MATERIAL:
__________________________________________________

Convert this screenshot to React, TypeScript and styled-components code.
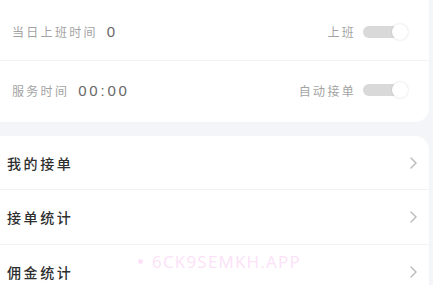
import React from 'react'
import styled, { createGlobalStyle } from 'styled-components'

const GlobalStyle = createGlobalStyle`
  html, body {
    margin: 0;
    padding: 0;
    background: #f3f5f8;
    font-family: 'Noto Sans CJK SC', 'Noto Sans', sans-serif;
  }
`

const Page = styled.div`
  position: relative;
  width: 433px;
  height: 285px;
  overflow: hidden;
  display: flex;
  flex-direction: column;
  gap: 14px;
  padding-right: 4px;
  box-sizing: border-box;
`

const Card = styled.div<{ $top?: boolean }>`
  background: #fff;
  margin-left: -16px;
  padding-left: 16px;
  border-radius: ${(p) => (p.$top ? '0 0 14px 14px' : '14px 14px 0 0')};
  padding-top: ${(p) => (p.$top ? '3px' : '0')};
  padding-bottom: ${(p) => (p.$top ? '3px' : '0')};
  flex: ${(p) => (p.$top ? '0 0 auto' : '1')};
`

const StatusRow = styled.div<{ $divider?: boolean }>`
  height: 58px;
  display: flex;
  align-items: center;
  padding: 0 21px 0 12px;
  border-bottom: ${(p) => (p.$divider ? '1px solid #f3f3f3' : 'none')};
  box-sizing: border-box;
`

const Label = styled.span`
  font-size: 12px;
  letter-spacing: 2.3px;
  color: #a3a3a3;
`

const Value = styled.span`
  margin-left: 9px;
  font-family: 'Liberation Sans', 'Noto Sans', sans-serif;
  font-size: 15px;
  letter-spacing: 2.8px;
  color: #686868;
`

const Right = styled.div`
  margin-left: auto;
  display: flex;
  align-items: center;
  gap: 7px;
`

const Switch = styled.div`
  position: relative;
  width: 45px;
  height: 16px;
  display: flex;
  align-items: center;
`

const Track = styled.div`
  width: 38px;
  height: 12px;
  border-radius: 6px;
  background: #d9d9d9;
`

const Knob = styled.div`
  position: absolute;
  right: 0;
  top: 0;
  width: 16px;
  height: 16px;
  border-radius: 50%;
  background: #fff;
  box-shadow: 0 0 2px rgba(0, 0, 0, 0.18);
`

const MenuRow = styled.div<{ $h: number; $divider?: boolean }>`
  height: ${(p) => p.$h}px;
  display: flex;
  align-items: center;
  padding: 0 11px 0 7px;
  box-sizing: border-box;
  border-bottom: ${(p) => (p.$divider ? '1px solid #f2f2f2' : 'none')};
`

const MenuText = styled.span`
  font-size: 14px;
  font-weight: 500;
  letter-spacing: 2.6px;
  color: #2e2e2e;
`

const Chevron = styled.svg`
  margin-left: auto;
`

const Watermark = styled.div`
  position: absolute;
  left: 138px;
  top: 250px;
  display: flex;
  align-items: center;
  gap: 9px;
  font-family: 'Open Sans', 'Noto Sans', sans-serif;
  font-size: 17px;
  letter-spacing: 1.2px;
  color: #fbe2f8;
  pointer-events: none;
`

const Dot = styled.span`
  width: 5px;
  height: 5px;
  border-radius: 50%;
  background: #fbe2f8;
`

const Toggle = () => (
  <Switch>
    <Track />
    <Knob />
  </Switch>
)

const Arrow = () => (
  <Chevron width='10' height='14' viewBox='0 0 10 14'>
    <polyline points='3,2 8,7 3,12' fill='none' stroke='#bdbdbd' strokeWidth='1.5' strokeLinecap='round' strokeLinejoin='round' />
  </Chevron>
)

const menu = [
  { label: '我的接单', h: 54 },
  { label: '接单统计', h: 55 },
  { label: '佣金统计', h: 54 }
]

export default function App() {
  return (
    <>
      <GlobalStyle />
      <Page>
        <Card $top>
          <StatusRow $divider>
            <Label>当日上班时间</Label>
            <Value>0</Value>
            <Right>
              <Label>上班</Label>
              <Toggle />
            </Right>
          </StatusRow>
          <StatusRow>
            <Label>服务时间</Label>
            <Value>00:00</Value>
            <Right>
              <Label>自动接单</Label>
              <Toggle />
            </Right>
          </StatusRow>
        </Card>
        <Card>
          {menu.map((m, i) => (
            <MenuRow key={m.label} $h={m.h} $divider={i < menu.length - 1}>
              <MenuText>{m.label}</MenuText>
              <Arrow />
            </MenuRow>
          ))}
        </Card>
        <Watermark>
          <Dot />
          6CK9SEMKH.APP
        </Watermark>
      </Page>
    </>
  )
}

__________________________________________________

PROBLEM DETAILS: Repeat the full listing above exactly, with no pictures in the copy.

WRITTEN RESPONSE:
Convert this screenshot to React, TypeScript and styled-components code.
import React from 'react'
import styled, { createGlobalStyle } from 'styled-components'

const GlobalStyle = createGlobalStyle`
  html, body {
    margin: 0;
    padding: 0;
    background: #f3f5f8;
    font-family: 'Noto Sans CJK SC', 'Noto Sans', sans-serif;
  }
`

const Page = styled.div`
  position: relative;
  width: 433px;
  height: 285px;
  overflow: hidden;
  display: flex;
  flex-direction: column;
  gap: 14px;
  padding-right: 4px;
  box-sizing: border-box;
`

const Card = styled.div<{ $top?: boolean }>`
  background: #fff;
  margin-left: -16px;
  padding-left: 16px;
  border-radius: ${(p) => (p.$top ? '0 0 14px 14px' : '14px 14px 0 0')};
  padding-top: ${(p) => (p.$top ? '3px' : '0')};
  padding-bottom: ${(p) => (p.$top ? '3px' : '0')};
  flex: ${(p) => (p.$top ? '0 0 auto' : '1')};
`

const StatusRow = styled.div<{ $divider?: boolean }>`
  height: 58px;
  display: flex;
  align-items: center;
  padding: 0 21px 0 12px;
  border-bottom: ${(p) => (p.$divider ? '1px solid #f3f3f3' : 'none')};
  box-sizing: border-box;
`

const Label = styled.span`
  font-size: 12px;
  letter-spacing: 2.3px;
  color: #a3a3a3;
`

const Value = styled.span`
  margin-left: 9px;
  font-family: 'Liberation Sans', 'Noto Sans', sans-serif;
  font-size: 15px;
  letter-spacing: 2.8px;
  color: #686868;
`

const Right = styled.div`
  margin-left: auto;
  display: flex;
  align-items: center;
  gap: 7px;
`

const Switch = styled.div`
  position: relative;
  width: 45px;
  height: 16px;
  display: flex;
  align-items: center;
`

const Track = styled.div`
  width: 38px;
  height: 12px;
  border-radius: 6px;
  background: #d9d9d9;
`

const Knob = styled.div`
  position: absolute;
  right: 0;
  top: 0;
  width: 16px;
  height: 16px;
  border-radius: 50%;
  background: #fff;
  box-shadow: 0 0 2px rgba(0, 0, 0, 0.18);
`

const MenuRow = styled.div<{ $h: number; $divider?: boolean }>`
  height: ${(p) => p.$h}px;
  display: flex;
  align-items: center;
  padding: 0 11px 0 7px;
  box-sizing: border-box;
  border-bottom: ${(p) => (p.$divider ? '1px solid #f2f2f2' : 'none')};
`

const MenuText = styled.span`
  font-size: 14px;
  font-weight: 500;
  letter-spacing: 2.6px;
  color: #2e2e2e;
`

const Chevron = styled.svg`
  margin-left: auto;
`

const Watermark = styled.div`
  position: absolute;
  left: 138px;
  top: 250px;
  display: flex;
  align-items: center;
  gap: 9px;
  font-family: 'Open Sans', 'Noto Sans', sans-serif;
  font-size: 17px;
  letter-spacing: 1.2px;
  color: #fbe2f8;
  pointer-events: none;
`

const Dot = styled.span`
  width: 5px;
  height: 5px;
  border-radius: 50%;
  background: #fbe2f8;
`

const Toggle = () => (
  <Switch>
    <Track />
    <Knob />
  </Switch>
)

const Arrow = () => (
  <Chevron width='10' height='14' viewBox='0 0 10 14'>
    <polyline points='3,2 8,7 3,12' fill='none' stroke='#bdbdbd' strokeWidth='1.5' strokeLinecap='round' strokeLinejoin='round' />
  </Chevron>
)

const menu = [
  { label: '我的接单', h: 54 },
  { label: '接单统计', h: 55 },
  { label: '佣金统计', h: 54 }
]

export default function App() {
  return (
    <>
      <GlobalStyle />
      <Page>
        <Card $top>
          <StatusRow $divider>
            <Label>当日上班时间</Label>
            <Value>0</Value>
            <Right>
              <Label>上班</Label>
              <Toggle />
            </Right>
          </StatusRow>
          <StatusRow>
            <Label>服务时间</Label>
            <Value>00:00</Value>
            <Right>
              <Label>自动接单</Label>
              <Toggle />
            </Right>
          </StatusRow>
        </Card>
        <Card>
          {menu.map((m, i) => (
            <MenuRow key={m.label} $h={m.h} $divider={i < menu.length - 1}>
              <MenuText>{m.label}</MenuText>
              <Arrow />
            </MenuRow>
          ))}
        </Card>
        <Watermark>
          <Dot />
          6CK9SEMKH.APP
        </Watermark>
      </Page>
    </>
  )
}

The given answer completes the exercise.